Ever since I was a little girl, I’ve hated thunderstorms. Dreaded them, actually.
I would always anxiously await their ending. I remember on more than one occasion trying to hurry to bed when I knew one was rolling in at night, hoping that maybe, just maybe, I’d sleep through it.
And if that didn’t work, well I knew sleep wasn’t gonna happen at all until it was over. So instead, I’d rush to the basement, turn on a movie and try to drown out the cracks of thunder that would scare me every time.
I’d like to say that I’ve grown out of this childhood fear. However, the recent storm in Winnipeg, just last Wednesday, reminded me again, just why I am not such a fan of storms.
You see, this time I heard a crack of thunder like I’ve never heard before. My husband and I both commented on it – he with amazement and me with terror. -We then thought nothing of it, until I braved a look out my patio door to see this….
Lightning had struck a tree in our yard, leaving us with a massive tree on the ground.
Let’s just say that this was more confirmation for me that I don’t like thunderstorms. 🙂
But it got me ponderin’ about why I dislike them so.
For starters, they’re mighty and powerful and completely unpredictable. That terrifies me because I don’t feel safe in them.
But even more so, in the midst of them, I hate that I have no control over what they’ll do, how strong they’ll be or how long they’ll last.
Whatever they’re gonna do, they’re gonna do.
So it’s really that control thing that gets to me….
Ah yes, there’s that word I’m so familiar with. Control. I like to be in control, to know what’s happening, how it will go, and how it will turn out.

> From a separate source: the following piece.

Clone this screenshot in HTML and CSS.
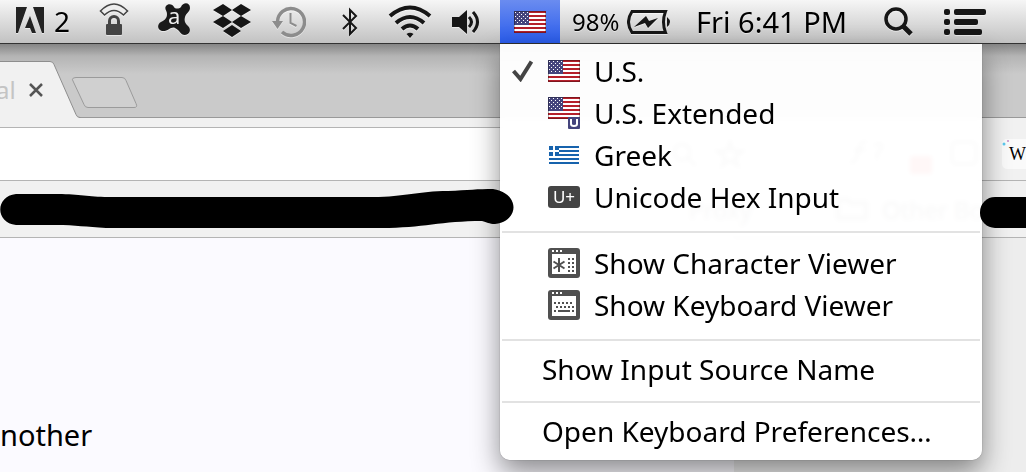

And, wouldn’t it be nice if life happened that way all the time?!
Instead, it seems life comes to us like thunderstorms sometimes. We can be going along just fine when suddenly we’re in the midst of a storm.
Turmoil, drama, devastation, fear.
And, even if we knew that it was coming, we never quite know how it’s gonna play out. Sometimes the storm changes direction and never comes. Other times, the storm rages and leaves its mark on our life.
This storm got me thinking about how much I hate giving up control and letting change happen.
And maybe that’s kinda what coming to therapy can feel like.
We may know a storm is coming, or we might be in the midst of one already and can’t seem to find our way out of it. Coming to therapy can feel like we’re facing the storm in front of us and we don’t know what’s gonna happen. We might be surprised and the storm isn’t as bad as we thought it might be. But it’s often terrifying to figure this out because we don’t know how the ending is going to look or how our movement toward change is going to happen. But maybe, giving up control is precisely what is needed for us to experience the change we need.
The irony of the tree coming down was that just a few days earlier my husband and I had been commenting that perhaps someday we’ll need to cut down a tree in our yard to allow for more sunlight on our patio.
As we spoke about this, neither of us had any idea this would become a reality so soon. And while this wasn’t quite what we had in mind for how we’d make this happen, in some small way, maybe this is how change happens sometimes.
We know it needs to happen, but the process of getting there can be hard and scary, and the result unknown. But maybe, if we allow ourselves to let go of control, we’ll experience the calm after the storm.
I can say with certainty we’re definitely getting that extra sunlight on our patio now… And wouldn’t we all like a little more light in our lives?